La cause palestinienne, chère à nombre de Tunisiens, était également omniprésente. Les passants étaient notamment invités à piétiner un drapeau israélien sur l’esplanade centrale de la faculté de droit, à côté d’une exposition de photos d’exactions attribuées à l’État hébreu. Seuls de rares participants, principalement non Tunisiens, ont paru gênés par ce déferlement d’antisionisme, parfois à la limite de l’antisémitisme, comme cette pancarte brandie lors du défilé de clôture, associant la croix gammée et le drapeau d’Israël.

L’occasion de renforcer les réseaux internationaux de militantisme

Dans cette marée de drapeaux palestiniens et syriens, les autres thèmes du FSM auraient presque pu passer inaperçus. L’effacement de la dette, la situation des femmes dans les pays du sud, la liberté de circulation et d’installation, l’écologie, la liberté d’expression ou encore le désarmement ne sont que quelques exemples des thématiques abordées lors des débats, mais qui n’ont bénéficié que d’une faible médiatisation.

Cependant, les militants travaillant aux quatre coins du monde sur des causes communes se sont retrouvés en un même lieu pendant quelques jours. C’est là le véritable intérêt du FSM, celui de tisser des réseaux internationaux et de préparer de futures collaborations entre associations et ONG d’horizons divers. Dans ce registre, l’édition tunisienne du Forum a pleinement donné satisfaction.

Durant cinq nuits, Tunis a pris des allures festives jusque tard dans la nuit. Les milliers de visiteurs venus de l’étranger ont ainsi fait le bonheur des restaurateurs, cafetiers et barmen de la capitale tunisienne.

Un FSM hautement politisé

Au final, ce FSM tunisien est un succès du point de vue de l’organisation. Le comité international, relayé sur place principalement par le Forum tunisien des droits économiques et sociaux (FTDES), a accompli un travail remarquable qui a payé. De l’aveu même de plusieurs organisateurs, le FSM 2013 est le seul dont le programme ait été arrêté plusieurs jours avant son démarrage.

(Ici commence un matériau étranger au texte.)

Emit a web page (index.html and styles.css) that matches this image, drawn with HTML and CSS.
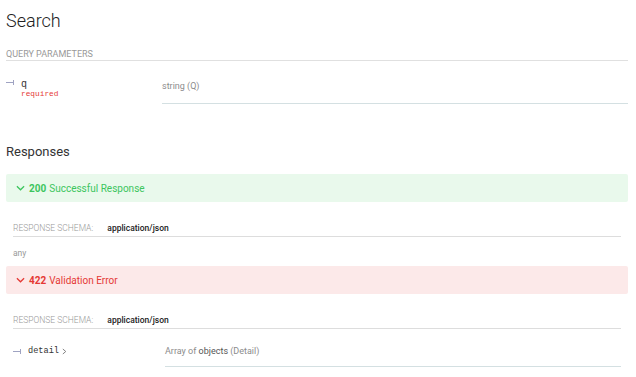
FILE: index.html
```
<!DOCTYPE html>
<html lang="en">

<head>
    <meta charset="UTF-8">
    <meta name="viewport" content="width=device-width, initial-scale=1.0">
    <title>Search</title>
    <link rel="stylesheet" href="styles.css">
</head>

<body>

    <div class="operation">
        <h2 class="op-title">Search</h2>

        <h5 class="params-title">Query Parameters</h5>
        <div class="prop-row">
            <div class="prop-name">
                <svg class="prop-line" viewBox="0 0 8 7" width="8" height="7">
                    <path d="M0 3.5 H7.5 M7.5 1 V6" fill="none" stroke="currentColor" stroke-width="1" />
                </svg>
                <div>
                    <div class="name">q</div>
                    <div class="required">required</div>
                </div>
            </div>
            <div class="prop-detail">
                <span class="type">string (Q)</span>
            </div>
        </div>

        <h3 class="responses-title">Responses</h3>

        <div class="response success">
            <svg class="chevron" viewBox="0 0 10 6" width="9" height="6">
                <path d="M1 1 L5 5 L9 1" fill="none" stroke="currentColor" stroke-width="1.4" />
            </svg>
            <strong>200</strong> Successful Response
        </div>
        <div class="response-body">
            <div class="schema-head">
                <span class="schema-label">Response Schema:</span>
                <span class="schema-type">application/json</span>
            </div>
            <div class="any">any</div>
        </div>

        <div class="response error">
            <svg class="chevron" viewBox="0 0 10 6" width="9" height="6">
                <path d="M1 1 L5 5 L9 1" fill="none" stroke="currentColor" stroke-width="1.4" />
            </svg>
            <strong>422</strong> Validation Error
        </div>
        <div class="response-body">
            <div class="schema-head">
                <span class="schema-label">Response Schema:</span>
                <span class="schema-type">application/json</span>
            </div>
            <div class="prop-row inner">
                <div class="prop-name">
                    <svg class="prop-line" viewBox="0 0 8 7" width="8" height="7">
                        <path d="M0 3.5 H7.5 M7.5 1 V6" fill="none" stroke="currentColor" stroke-width="1" />
                    </svg>
                    <span class="name">detail</span>
                    <svg class="arrow" viewBox="0 0 6 8" width="5" height="7">
                        <path d="M1 1 L4.5 4 L1 7" fill="none" stroke="currentColor" stroke-width="1.1" />
                    </svg>
                </div>
                <div class="prop-detail">
                    <span class="type">Array of <span class="dark">objects</span> (Detail)</span>
                </div>
            </div>
        </div>
    </div>

</body>

</html>
```

FILE: styles.css
```
body {
    margin: 0;
    font-family: Roboto, "Liberation Sans", sans-serif;
    color: #333;
    background: #fff;
}

.operation {
    padding: 0 8px 0 6px;
}

.op-title {
    margin: 0;
    padding-top: 10px;
    font-size: 18px;
    font-weight: 300;
    line-height: 22px;
    color: #222;
}

.params-title {
    margin: 16px 0 0;
    padding-bottom: 0;
    border-bottom: 1px solid #e0e0e0;
    font-size: 9px;
    font-weight: 400;
    line-height: 12px;
    text-transform: uppercase;
    color: #999;
}

.prop-row {
    display: flex;
}

.prop-name {
    width: 156px;
    display: flex;
    align-items: flex-start;
    padding-top: 18px;
}

.prop-line {
    flex: none;
    width: 8px;
    margin: 0 7px 0 0;
    color: #9fa3c2;
}

.name {
    font-family: "Liberation Mono", monospace;
    font-size: 10px;
    line-height: 11px;
    color: #333;
}

.required {
    font-family: "Liberation Mono", monospace;
    font-size: 7.8px;
    line-height: 9px;
    color: #e53935;
}

.prop-detail {
    flex: 1;
    padding: 19px 0 11px;
    border-bottom: 1px solid #d4e0e2;
    font-size: 9px;
    line-height: 12px;
}

.type {
    color: #8c8c8c;
}

.dark {
    color: #555;
}

.responses-title {
    margin: 40px 0 0;
    font-size: 13px;
    font-weight: 400;
    line-height: 16px;
    color: #333;
}

.response {
    margin-top: 14px;
    height: 28px;
    display: flex;
    align-items: center;
    padding-left: 10px;
    font-size: 10px;
    border-radius: 2px;
}

.response strong {
    font-weight: 700;
    margin: 0 3px 0 4px;
}

.success {
    background: #e9f9ec;
    color: #3cc55e;
}

.error {
    margin-top: 0;
    background: #fce9e9;
    color: #e53935;
}

.chevron {
    display: block;
}

.response-body {
    padding: 0 7px;
}

.schema-head {
    margin-top: 20px;
    padding-bottom: 2px;
    border-bottom: 1px solid #ddd;
    font-size: 8.5px;
    line-height: 12px;
}

.schema-label {
    color: #999;
    text-transform: uppercase;
    font-weight: 300;
    margin-right: 12px;
}

.schema-type {
    color: #222;
    font-weight: 500;
}

.any {
    padding: 10px 0 7px;
    font-size: 8.5px;
    line-height: 12px;
    color: #999;
}

.inner .prop-name {
    width: 152px;
    padding-top: 16px;
    align-items: center;
    height: 12px;
}

.inner .prop-line {
    margin-top: 0;
}

.inner .name {
    font-size: 8.6px;
    line-height: 12px;
    margin-right: 3px;
}

.arrow {
    color: #777;
}

.inner .prop-detail {
    padding: 16px 0 9px;
}
```
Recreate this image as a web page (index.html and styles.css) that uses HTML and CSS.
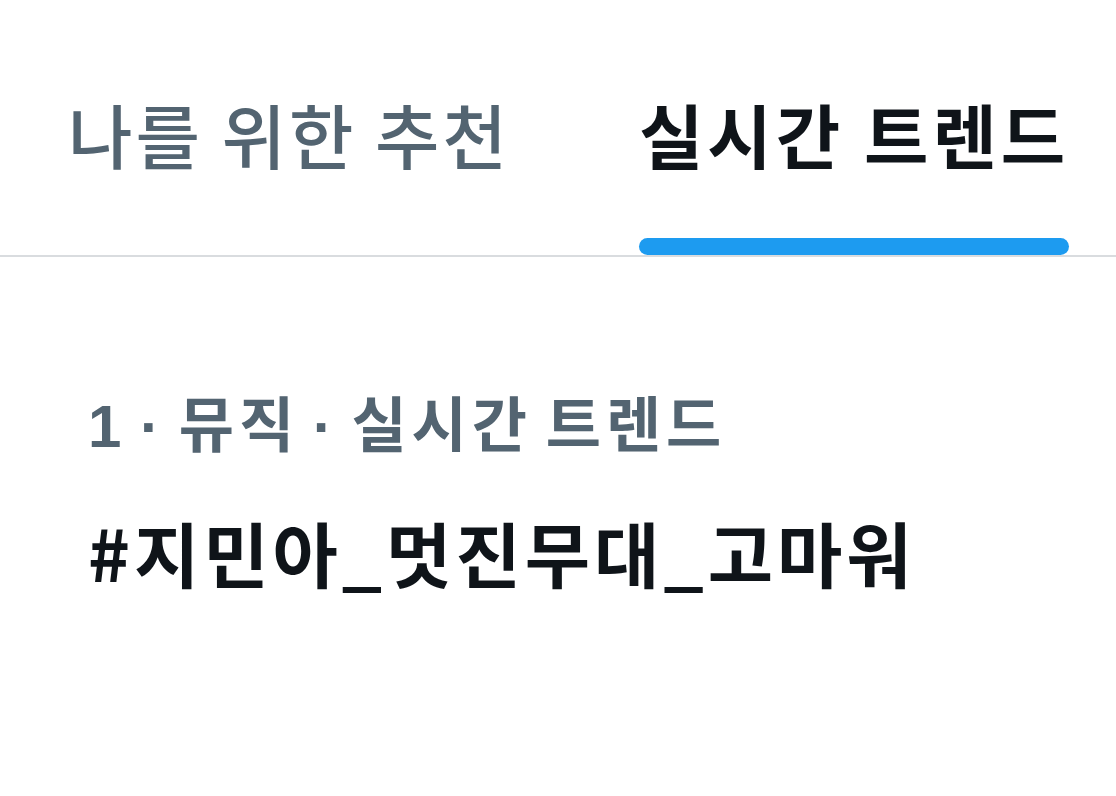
FILE: index.html
```html
<!DOCTYPE html>
<html>
<head>
    <title>실시간 트렌드</title>
    <link rel="stylesheet" href="styles.css">
</head>
<body>
    <div class="tabs">
        <div class="tab">나를 위한 추천</div>
        <div class="tab active">실시간 트렌드</div>
    </div>

    <div class="trend">
        <div class="trend-meta">1 · 뮤직 · 실시간 트렌드</div>
        <div class="trend-name">#지민아_멋진무대_고마워</div>
    </div>
</body>
</html>
```

FILE: styles.css
```css
body {
    margin: 0;
    padding: 0;
    background: #fff;
    font-family: "Noto Sans CJK KR", "Noto Sans", sans-serif;
    width: 1116px;
    height: 796px;
    overflow: hidden;
}
.tabs {
    display: flex;
    gap: 129px;
    padding: 0 0 0 68px;
    border-bottom: 2px solid #d9dcdf;
    height: 257px;
    box-sizing: border-box;
}
.tab {
    position: relative;
    font-size: 70px;
    font-weight: 500;
    letter-spacing: 3px;
    color: #536471;
    line-height: 1;
    padding-top: 99px;
}
.tab.active {
    color: #0f1419;
    font-weight: 700;
    letter-spacing: 4px;
}
.tab.active::after {
    content: "";
    position: absolute;
    left: 0;
    right: 0;
    top: 238px;
    height: 17px;
    border-radius: 9px;
    background: #1d9bf0;
}
.trend {
    padding: 140px 0 0 88px;
}
.trend-meta {
    font-family: "Liberation Sans", "Noto Sans CJK KR", sans-serif;
    font-size: 60px;
    font-weight: 700;
    letter-spacing: 5px;
    word-spacing: -8px;
    color: #536471;
    line-height: 1;
}
.trend-name {
    font-size: 71px;
    font-weight: 700;
    letter-spacing: 4px;
    color: #0f1419;
    line-height: 1;
    margin-top: 59px;
}
```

Lors des précédentes éditions, notamment celle de Dakar en 2011, le planning s’établissait à la fur-et-a mesure ou n’était tout simplement pas respecté.

La politisation à outrance du FSM de Tunis pose en revanche un certain nombre de questions. La charte du forum stipule en effet que les organisations et partis politiques n’y ont pas leur place. Cela n’a pourtant pas empêché l’expression d’un certain nombre de revendications politiques et la présence de certains partis. Outre la gauche tunisienne présente et bruyante, il était par exemple possible de croiser une délégation du Nouveau Parti Anticapitaliste (NPA) menée par sa figure de proue, Olivier Besancenot.